Data Processing and Distribution

Data Life Cycle, from planning the collection of data to reusing

Processing and distribution are the next steps in the data life cycle after having collected datasets from ground observations or space instruments. SIDC has pioneered the use of image processing and feature recognition methods to build high level data products from direct observations, and is now exploiting machine and deep learning for data generation and prediction purpose.  SIDC is also a major player in building tools that allows for a seamless distribution of solar datasets to the community in agreement with open data policy and FAIR principles: JHelioviewer, a data browsing and visualization tool, and the SOLARNET Virtual Observatory, which facilitates search and access across a large variety of solar event and observational datasets. SIDC also runs the  World Data Center for the Sunspot Index (SILSO) and as such is involved in all aspects of the sunspot index data life cycle.

SPoCA algorithm to detect active region on SOHO/EIT images

Historical facts

Data handling and distribution was already at the heart of the SIDC when it started in 1981 as the World Data Center for the Sunspot Index. From 1996 onwards, the EIT telescope on board  SOHO provided large amounts of data which requires automated tools to produce extract the important information.  Towards this goal, SIDC initiated in 2003 the series of Solar Image processing Workshop, and has developed a series of feature recognition and tracking tools: CaCTus (Coronal mass Ejection), SoFast (solar flares), Solar Demon (solar flares, dimmings), SPoCA (Active regions, coronal holes), Velociraptor (motion analysis). Those tools are used for space weather now- and forecasting purposes, but also to build catalog in view of long term statistical studies.
 Around 2000, SIDC started developing the Solar Weather Browser (SWB), a standalone, open-source software tool designed to display solar images with context overlays. With this heritage, the SIDC was able a few years later to play a significant role in the development of the JHelioviewer project. 

Solar image visualisation with jHelioviewer

Current activities

To facilitate research and scientific innovation, funding agencies are now increasingly requesting science data to be open, that is, to meet the criteria of Findability-Accessibility-Interoperability-Reusability (FAIR). Various projects at SIDC, with national or European (SOLARNET, ESCAPE) funding, actively work towards making all SIDC data FAIR. The ESCAPE project also aims at adopting international standard for data access and to connect tools such as JHelioviewer and SOLARNET VO. At SIDC, particular attention is also given to visualization: 3D visualization, essential when satellites are observing the Sun from different perspective in the heliosphere, but also timely data visualization, needed for space weather operators to assess the future impact of solar eruptions observed in real time.

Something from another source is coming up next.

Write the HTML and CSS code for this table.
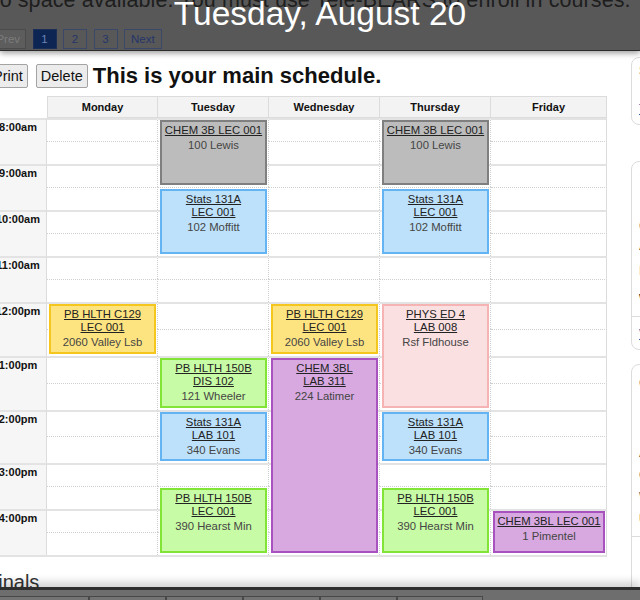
FILE: index.html
```html
<!DOCTYPE html>
<html lang="en">
<head>
<meta charset="utf-8">
<title>Schedule</title>
<link rel="stylesheet" href="styles.css">
</head>
<body>
<header class="topbar">
  <div class="topbar-inner">
    <p class="notice">No space available. You must use Tele-BEARS to enroll in courses.</p>
    <nav class="pager">
      <span class="pg off">Prev</span>
      <span class="pg on">1</span>
      <span class="pg">2</span>
      <span class="pg">3</span>
      <span class="pg">Next</span>
    </nav>
  </div>
  <h1 class="day">Tuesday, August 20</h1>
</header>

<div class="page">
  <div class="main">
    <div class="toolbar">
      <button class="btn">Print</button>
      <button class="btn del">Delete</button>
      <h2 class="title">This is your main schedule.</h2>
    </div>

    <div class="cal">
      <div class="grid">
        <div class="corner"></div>
        <div class="hd first">Monday</div>
        <div class="hd">Tuesday</div>
        <div class="hd">Wednesday</div>
        <div class="hd">Thursday</div>
        <div class="hd">Friday</div>

        <div class="tm">8:00am</div>
        <div class="s"></div><div class="s"></div><div class="s"></div><div class="s"></div><div class="s f"></div>
        <div class="s h"></div><div class="s h"></div><div class="s h"></div><div class="s h"></div><div class="s h f"></div>

        <div class="tm">9:00am</div>
        <div class="s"></div><div class="s"></div><div class="s"></div><div class="s"></div><div class="s f"></div>
        <div class="s h"></div><div class="s h"></div><div class="s h"></div><div class="s h"></div><div class="s h f"></div>

        <div class="tm">10:00am</div>
        <div class="s"></div><div class="s"></div><div class="s"></div><div class="s"></div><div class="s f"></div>
        <div class="s h"></div><div class="s h"></div><div class="s h"></div><div class="s h"></div><div class="s h f"></div>

        <div class="tm">11:00am</div>
        <div class="s"></div><div class="s"></div><div class="s"></div><div class="s"></div><div class="s f"></div>
        <div class="s h"></div><div class="s h"></div><div class="s h"></div><div class="s h"></div><div class="s h f"></div>

        <div class="tm">12:00pm</div>
        <div class="s"></div><div class="s"></div><div class="s"></div><div class="s"></div><div class="s f"></div>
        <div class="s h"></div><div class="s h"></div><div class="s h"></div><div class="s h"></div><div class="s h f"></div>

        <div class="tm">1:00pm</div>
        <div class="s"></div><div class="s"></div><div class="s"></div><div class="s"></div><div class="s f"></div>
        <div class="s h"></div><div class="s h"></div><div class="s h"></div><div class="s h"></div><div class="s h f"></div>

        <div class="tm">2:00pm</div>
        <div class="s"></div><div class="s"></div><div class="s"></div><div class="s"></div><div class="s f"></div>
        <div class="s h"></div><div class="s h"></div><div class="s h"></div><div class="s h"></div><div class="s h f"></div>

        <div class="tm">3:00pm</div>
        <div class="s"></div><div class="s"></div><div class="s"></div><div class="s"></div><div class="s f"></div>
        <div class="s h"></div><div class="s h"></div><div class="s h"></div><div class="s h"></div><div class="s h f"></div>

        <div class="tm">4:00pm</div>
        <div class="s"></div><div class="s"></div><div class="s"></div><div class="s"></div><div class="s f"></div>
        <div class="s h"></div><div class="s h"></div><div class="s h"></div><div class="s h"></div><div class="s h f"></div>
      </div>

      <div class="events">
        <div class="ev gray tue" style="grid-row: 2 / 5"><a href="#">CHEM&nbsp;3B LEC&nbsp;001</a><span class="loc">100 Lewis</span></div>
        <div class="ev gray thu" style="grid-row: 2 / 5"><a href="#">CHEM&nbsp;3B LEC&nbsp;001</a><span class="loc">100 Lewis</span></div>
        <div class="ev blue tue" style="grid-row: 5 / 8"><a href="#">Stats&nbsp;131A LEC&nbsp;001</a><span class="loc">102 Moffitt</span></div>
        <div class="ev blue thu" style="grid-row: 5 / 8"><a href="#">Stats&nbsp;131A LEC&nbsp;001</a><span class="loc">102 Moffitt</span></div>
        <div class="ev yellow mon" style="grid-row: 10 / 12"><a href="#">PB&nbsp;HLTH&nbsp;C129 LEC&nbsp;001</a><span class="loc">2060 Valley Lsb</span></div>
        <div class="ev yellow wed" style="grid-row: 10 / 12"><a href="#">PB&nbsp;HLTH&nbsp;C129 LEC&nbsp;001</a><span class="loc">2060 Valley Lsb</span></div>
        <div class="ev pink thu" style="grid-row: 10 / 14"><a href="#">PHYS&nbsp;ED&nbsp;4 LAB&nbsp;008</a><span class="loc">Rsf Fldhouse</span></div>
        <div class="ev green tue" style="grid-row: 12 / 14"><a href="#">PB&nbsp;HLTH&nbsp;150B DIS&nbsp;102</a><span class="loc">121 Wheeler</span></div>
        <div class="ev purple wed" style="grid-row: 12 / 20"><a href="#">CHEM&nbsp;3BL LAB&nbsp;311</a><span class="loc">224 Latimer</span></div>
        <div class="ev blue tue" style="grid-row: 14 / 16"><a href="#">Stats&nbsp;131A LAB&nbsp;101</a><span class="loc">340 Evans</span></div>
        <div class="ev blue thu" style="grid-row: 14 / 16"><a href="#">Stats&nbsp;131A LAB&nbsp;101</a><span class="loc">340 Evans</span></div>
        <div class="ev green tue" style="grid-row: 17 / 20"><a href="#">PB&nbsp;HLTH&nbsp;150B LEC&nbsp;001</a><span class="loc">390 Hearst Min</span></div>
        <div class="ev green thu" style="grid-row: 17 / 20"><a href="#">PB&nbsp;HLTH&nbsp;150B LEC&nbsp;001</a><span class="loc">390 Hearst Min</span></div>
        <div class="ev purple fri" style="grid-row: 18 / 20"><a href="#">CHEM&nbsp;3BL LEC&nbsp;001</a><span class="loc">1 Pimentel</span></div>
      </div>
    </div>

    <h2 class="finals">Finals</h2>
  </div>

  <aside class="side">
    <div class="box box1">
      <p class="ln dark l1">Schedule options</p>
      <a class="ln link" href="#">Tele-BEARS</a>
    </div>
    <div class="box box2">
      <p class="ln grey l2a">Current units</p>
      <p class="ln dark bold l2b">Add or drop</p>
      <p class="ln grey l2c">Enrolled</p>
      <p class="ln dark l2d">Waitlisted</p>
      <div class="sep"></div>
      <a class="ln link" href="#">View all</a>
    </div>
    <div class="box box3">
      <p class="ln grey l3a">Course search</p>
      <p class="ln dark bold l3b">Available</p>
      <p class="ln grey l3c">Open seats</p>
      <p class="ln grey l3c">Waitlist</p>
      <p class="ln dark l3c">Units</p>
      <div class="sep"></div>
    </div>
  </aside>
</div>

<footer class="tabbar">
  <span class="tab t1"></span>
  <span class="tab"></span>
  <span class="tab"></span>
  <span class="tab"></span>
  <span class="tab"></span>
  <span class="tab t6"></span>
</footer>
</body>
</html>
```

FILE: styles.css
```css
html, body {
  margin: 0;
  padding: 0;
  height: 600px;
  overflow: hidden;
  background: #fff;
  font-family: "Liberation Sans", Arial, sans-serif;
}

/* ---------- top bar ---------- */
.topbar {
  position: relative;
  z-index: 2;
  height: 50px;
  background: #585858;
  border-bottom: 1px solid #2c2c2c;
  box-shadow: 0 2px 6px rgba(0, 0, 0, 0.4);
  overflow: hidden;
}
.topbar-inner {
  margin-left: -14px;
}
.notice {
  margin: -12px 0 0 -2px;
  font-size: 21.5px;
  line-height: 25px;
  color: #1e1e1e;
  white-space: nowrap;
  letter-spacing: 0.1px;
}
.pager {
  display: flex;
  gap: 6.5px;
  margin: 16px 0 0 4.4px;
}
.pg {
  height: 20px;
  min-width: 24px;
  padding: 0 6px;
  box-sizing: border-box;
  border: 1px solid #3b4768;
  font-size: 11.5px;
  line-height: 18px;
  text-align: center;
  color: #24356a;
}
.pg.off {
  padding: 0 5px;
  border-color: #4b4b4b;
  background: #5d5d5d;
  color: #7c7c7c;
}
.pg.on {
  background: #0d2552;
  border-color: #1b2e58;
  color: #6a84b8;
}
.day {
  position: absolute;
  top: -3px;
  left: 0;
  right: 0;
  margin: 0;
  text-align: center;
  font-size: 33.5px;
  font-weight: normal;
  line-height: 1;
  color: #fff;
}

/* ---------- page ---------- */
.page {
  display: flex;
  align-items: flex-start;
  margin-left: -14px;
}
.main {
  flex: none;
  width: 621px;
}

.toolbar {
  display: flex;
  align-items: center;
  height: 24px;
  margin-top: 13px;
  padding-left: 2px;
}
.btn {
  height: 24px;
  margin: 0 8px 0 0;
  padding: 0 4px;
  font-family: "Liberation Sans", Arial, sans-serif;
  font-size: 14.5px;
  color: #111;
  background: #ececec;
  border: 1px solid #a3a3a3;
  border-radius: 2px;
}
.btn.del {
  margin-right: 5px;
}
.title {
  margin: 0;
  font-size: 22px;
  line-height: 24px;
  font-weight: bold;
  color: #111;
  white-space: nowrap;
}

/* ---------- calendar ---------- */
.cal {
  display: grid;
  margin-top: 8px;
}
.grid,
.events {
  grid-area: 1 / 1;
  display: grid;
  grid-template-columns: 61px 111px 111px 111px 111px 116px;
  grid-template-rows: 22px 23px 23px 23px 23px 23px 23px 23px 23px 27px 27px 27px 27px 26px 27px 23px 23px 23px 23px;
}
.grid {
  border-bottom: 2px solid #e3e3e3;
}
.corner {
  background: #fff;
}
.hd {
  display: flex;
  align-items: center;
  justify-content: center;
  background: #f3f3f3;
  border: 1px solid #dcdcdc;
  border-left: none;
  font-size: 11px;
  font-weight: bold;
  color: #111;
}
.hd.first {
  border-left: 1px solid #dcdcdc;
}
.tm {
  grid-row: span 2;
  background: #f6f6f6;
  border-top: 2px solid #e3e3e3;
  border-right: 1px solid #dcdcdc;
  padding: 1px 0 0 4px;
  font-size: 11px;
  line-height: 13px;
  font-weight: bold;
  text-align: center;
  color: #111;
}
.s {
  border-top: 2px solid #e3e3e3;
  border-right: 1px dotted #cfcfcf;
}
.s.h {
  border-top: 1px dotted #cfcfcf;
}
.s.f {
  border-right: 1px solid #dcdcdc;
}

.mon { grid-column: 2; }
.tue { grid-column: 3; }
.wed { grid-column: 4; }
.thu { grid-column: 5; }
.fri { grid-column: 6; }

.ev {
  margin: 2px;
  padding: 2px 1px 0;
  border: 2px solid;
  text-align: center;
  font-size: 11.3px;
  line-height: 12.7px;
  overflow: hidden;
}
.ev a {
  color: #222;
  text-decoration: underline;
}
.ev .loc {
  display: block;
  margin-top: 2.7px;
  color: #454545;
}
.gray   { background: #bcbcbc; border-color: #7f7f7f; }
.blue   { background: #bde1fb; border-color: #64b4f3; }
.yellow { background: #fee480; border-color: #f5c61e; }
.green  { background: #c8fba5; border-color: #82e437; }
.purple { background: #d7a9e0; border-color: #a852c0; }
.pink   { background: #fbe0e1; border-color: #f5b3b3; }

.finals {
  margin: 13.4px 0 0;
  font-size: 20px;
  line-height: 24px;
  font-weight: normal;
  color: #333;
}

/* ---------- side panel ---------- */
.side {
  flex: none;
  width: 200px;
  margin: 6px 0 0 24px;
  display: flex;
  flex-direction: column;
}
.box {
  box-sizing: border-box;
  border: 1px solid #dcdcdc;
  border-radius: 8px;
  padding: 0 8px 0 7px;
  font-size: 12px;
  line-height: 14px;
}
.box1 {
  height: 68px;
  padding-top: 6px;
}
.box2 {
  height: 189px;
  margin-top: 36px;
  padding-top: 57px;
}
.box3 {
  height: 260px;
  margin-top: 14px;
  padding-top: 11px;
}
.ln {
  display: block;
  margin: 0;
  white-space: nowrap;
}
.l1 { margin-bottom: 24px; }
.l2a { margin-bottom: 6px; }
.l2b { margin-bottom: 11px; }
.l2c { margin-bottom: 14px; }
.l3a { margin-bottom: 56px; }
.l3b, .l3c { margin-bottom: 8px; }
.dark { color: #222; }
.grey { color: #666; }
.bold { font-weight: bold; }
.link { color: #2a5db0; text-decoration: underline; }
.sep {
  margin: 10px -8px 10px -7px;
  border-top: 1px solid #dcdcdc;
}

/* ---------- bottom tab bar ---------- */
.tabbar {
  position: fixed;
  left: 0;
  right: 0;
  bottom: 0;
  z-index: 3;
  height: 4px;
  padding-top: 6px;
  display: flex;
  background: #6e6e6e;
  border-top: 3px solid #2e2e2e;
  box-shadow: 0 -5px 8px rgba(0, 0, 0, 0.18);
}
.tab {
  flex: none;
  width: 75px;
  height: 4px;
  border: 1px solid #484848;
  border-bottom: none;
  background: #747474;
}
.tab.t1 {
  width: 88px;
  margin-left: -1px;
}
.tab.t6 {
  width: 84px;
}
```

Regarding data processing, on-going projects such as DELPHFI and DeepSun are using deep learning methods to exploit solar data in new ways and improve our understanding of solar phenomena.

Perspective for the future

In the future, more projects using a combination of information processing, deep learning and physical modelling will be carried out at SIDC. Each of these projects will have their results accessible following the FAIR principles.

Interoperability between our various data access tools will be also enlarged. Through the use of international standard in data access protocol and metadata, we build towards a future where users can discover our data and use them in  combination with data and models from elsewhere.